While the draft implementation rules and measures are currently under public consultation until November 4, 2018, tax advisors at Dezan Shira & Associates do not expect significant changes to the rules and measures following the consultation period.
China’s IIT reform: What are experts saying
“The draft implementation rules and measures should remove a lot of question marks for taxpayers with respect to how the new IIT laws should be applied in China”, said Paul Dwyer, who leads the International Tax and Transfer Pricing practice at Dezan Shira & Associates. Importantly, the draft rules and measures address many issues that have been unclear to date.
Dwyer told China Briefing, “The changes are profound and will impact expats as well as Chinese nationals”. Dwyer further warned that expatriates and their employers need to look alive: “the authorities are likely going to be ramping up their IIT scrutiny – especially for senior expatriate management or companies employing a number of expatriates”.
But before you begin reading the Implementation Regulations for the Individual Income Tax Law of the People’s Republic of China (Exposure Draft) and the Interim Measures for Itemized Additional Deductions for Individual Income Tax (Exposure Draft), which were both released on October 20, 2018 by the Ministry of Finance and the State Administration of Taxation, please review the below key points.
1. The ‘Five-year Rule’ will remain for expatriates, but with two changes
Expatriates will continue to benefit from the ‘Five-year Rule’, but there are two important changes: one, taxpayers that stay in China for more than 183 days for each year can only ‘break’ the five year period by leaving the country for 30 or more days in a single trip; two, expatriates need to file with their tax bureau in advance to enjoy the benefits of the five-year rule.
2. Expatriates will remain eligible for most of their current tax-exempt benefits
Expatriates will retain some of the tax-exempt benefits they currently partly enjoy; however, they will not be able to claim exemptions for items such as housing rent, children’s education, or language training while also claiming a deduction for the same item.
3. Expatriates’ domicile assessment criteria will remain unchanged
Tax authorities will continue to assess expatriates domicile based on their household registration, family ties, or economic ties.
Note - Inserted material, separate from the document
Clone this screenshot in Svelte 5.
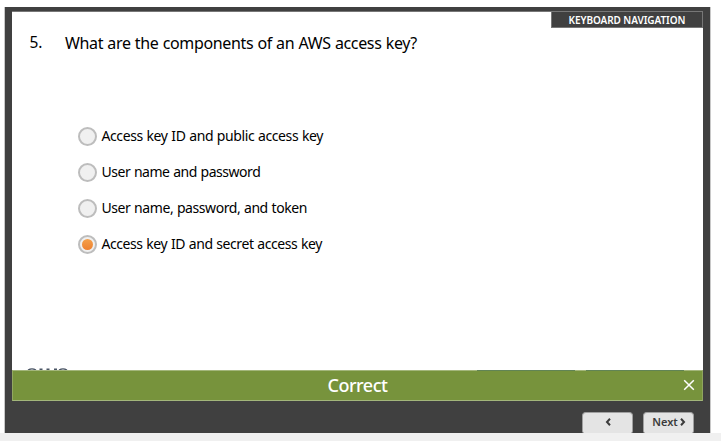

4. High net-worth tax payers have new general anti-avoidance rule compliances
Taxpayers that have a high net-worth need to review new rules for related-party transactions and controlled foreign corporation under China’s general anti-avoidance rule (GAAR); tax authorities now have a statutory basis to investigate and impose tax liabilities for the individual tax avoidance cases.
5. Overseas emigrants need to file prior to cancelling household registration
Residents of China that plan to emigrate need to file all necessary taxes for the year of departure, disclose any previous underpayment, and obtain tax clearance before canceling their household registration or ‘hukou’.
6. Resident taxpayers have new documentation requirements
Resident taxpayers will now need to submit information for itemized deduction claims to their tax withholding agent or tax bureau – and authorities will hold taxpayers responsible for the accuracy of their documentation.
7. No clarity on tax treatment of severance pay as of yet
Professionals used to be able to enjoy any severance pay tax free, if it was not more than three times the average wage in their city of residence; however, the Draft offers no clarity on whether the authorities will retain this tax treatment for severance pay.